Image 394

“Rubio’s Distasteful Road to Peace: Ukraine Told to Sacrifice as Trump Courts Putin”

WASHINGTON — It was the kind of Sunday morning headline that stops hearts and stirs fury. Marco Rubio, America’s top diplomat, stood on national television and declared what few dared to say out loud: peace in Ukraine will only come through sacrifice — not just by Russia, but by Ukraine too. In Rubio’s words, the path forward may be ‘distasteful,’ but the Trump administration insists it is the only road left. To many, it sounded like a bitter admission: Kyiv must give up something simply to end the war unleashed upon it.


In the aftermath of Donald Trump’s high-profile summit with Vladimir Putin in Alaska, Rubio fanned out across the networks — CBS’s Face the Nation, ABC’s This Week, NBC’s Meet the Press — to chart a course for negotiations. His message was unflinching: this war will not end with a winner’s parade, but with compromises carved out of pain.

“If one side gets everything they want, that’s called surrender,” Rubio said. “And that’s not what we’re close to doing.”

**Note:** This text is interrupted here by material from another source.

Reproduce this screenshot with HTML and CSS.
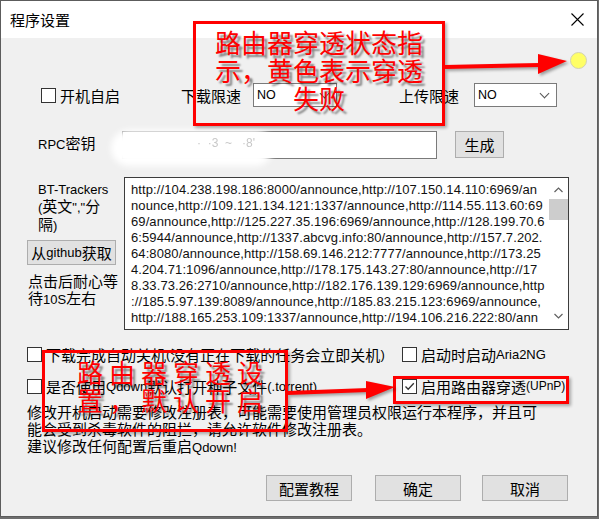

It was a striking defense of a strategy that has drawn skepticism from European allies and outrage from many Ukrainians, who argue that concessions reward the aggressor and betray the invaded. Still, Rubio pressed on, framing the war as a grinding stalemate — a “meat grinder” where Russia is willing to throw away the lives of its soldiers and where Ukraine, though bloodied, refuses to yield.

A Bitter Bargain

Rubio painted a grim reality. “There are things Russia wants that it cannot get, and there are things Ukraine wants that it’s not going to get. Both sides are going to have to give up something in order to get to the table.” He admitted such a bargain may feel “distasteful,” yet insisted it is “just the way it is.”

For many watching, his words echoed a painful truth: that justice for Ukraine may be diluted in the name of peace, and that survival might come at the expense of sovereignty. French President Emmanuel Macron has already warned that Moscow’s idea of “peace” is nothing more than “capitulation.”

Rubio acknowledged Ukraine’s anguish. “It’s very difficult because Ukraine obviously feels harmed, and rightfully so, because they were invaded,” he said. Yet he pointed to Russian battlefield momentum and a Kremlin that “doesn’t seem to care very much about how many Russian soldiers die.” The balance, in his telling, remains precarious — a war of attrition with no easy out.

The Alaska Summit Fallout

The Alaska meeting between Trump and Putin produced no ceasefire, no signature peace plan, no guarantees. But Rubio insisted progress was made — enough, at least, to justify another round of talks with Ukrainian President Volodymyr Zelensky and European leaders.

“We saw movement, enough movement to justify a follow up meeting,” he said. “Even the longest journey begins with the first step.”

Pressed on whether Washington accepted Putin’s terms, Rubio was careful: “The United States is not in a position to accept anything or reject anything, because ultimately it’s up to the Ukrainians. They’re the ones that Russia has to make peace with.”

Yet behind his words was the unmistakable reality: Washington is steering the architecture of these talks, even while insisting Kyiv holds the final say.

Sanctions and Strategy

Perhaps most controversial was Rubio’s defense of the Trump administration’s refusal to impose new sanctions on Moscow. Critics see appeasement. Rubio framed it as pragmatism.

“The moment the president puts those additional sanctions, that’s the end of the talks,” he told CBS. On NBC, he added bluntly: “The minute you issue new sanctions, your ability to get them to the table… will be severely diminished.”

The strategy has rattled America’s allies, who fear Zelensky may be cornered into concessions under pressure from Trump’s White House. Rubio bristled at that suggestion, calling it a “stupid media narrative.”

“They’re not coming here tomorrow to keep Zelensky from being bullied,” he said of European leaders preparing to meet in Washington. “We’ve been working with these people for weeks.”

The Road Ahead

Rubio’s candor underscored the stakes. A war that has already killed tens of thousands remains locked in stalemate. Russia’s war economy churns on; Ukraine bleeds but resists surrender. The Trump administration, seeking a legacy-defining peace, is dangling negotiations that critics warn may bend too far toward Moscow’s demands.

Rubio admitted that one phone call, one summit, one handshake cannot deliver peace. “One phone call does not solve a war as complex as this one,” he said. “But we made progress… we identified potential areas of agreement. There remain big disagreements. So we’re still a long way off.”

In the end, Rubio cast Trump as the “ultimate closer” who could seal the deal. But his message carried an unmistakable edge: unless both sides swallow bitter concessions, peace may never come — and the war will continue its merciless harvest of lives.

“It isn’t real until it’s real,” Rubio said. “One thing is what you say you might consider. Another is your willingness to do it.”

For Ukraine, that willingness could mean giving up the very things it has fought and bled for. For Trump, it could mean claiming a deal at almost any cost. And for the world, it means watching as the line between peace and surrender blurs in real time.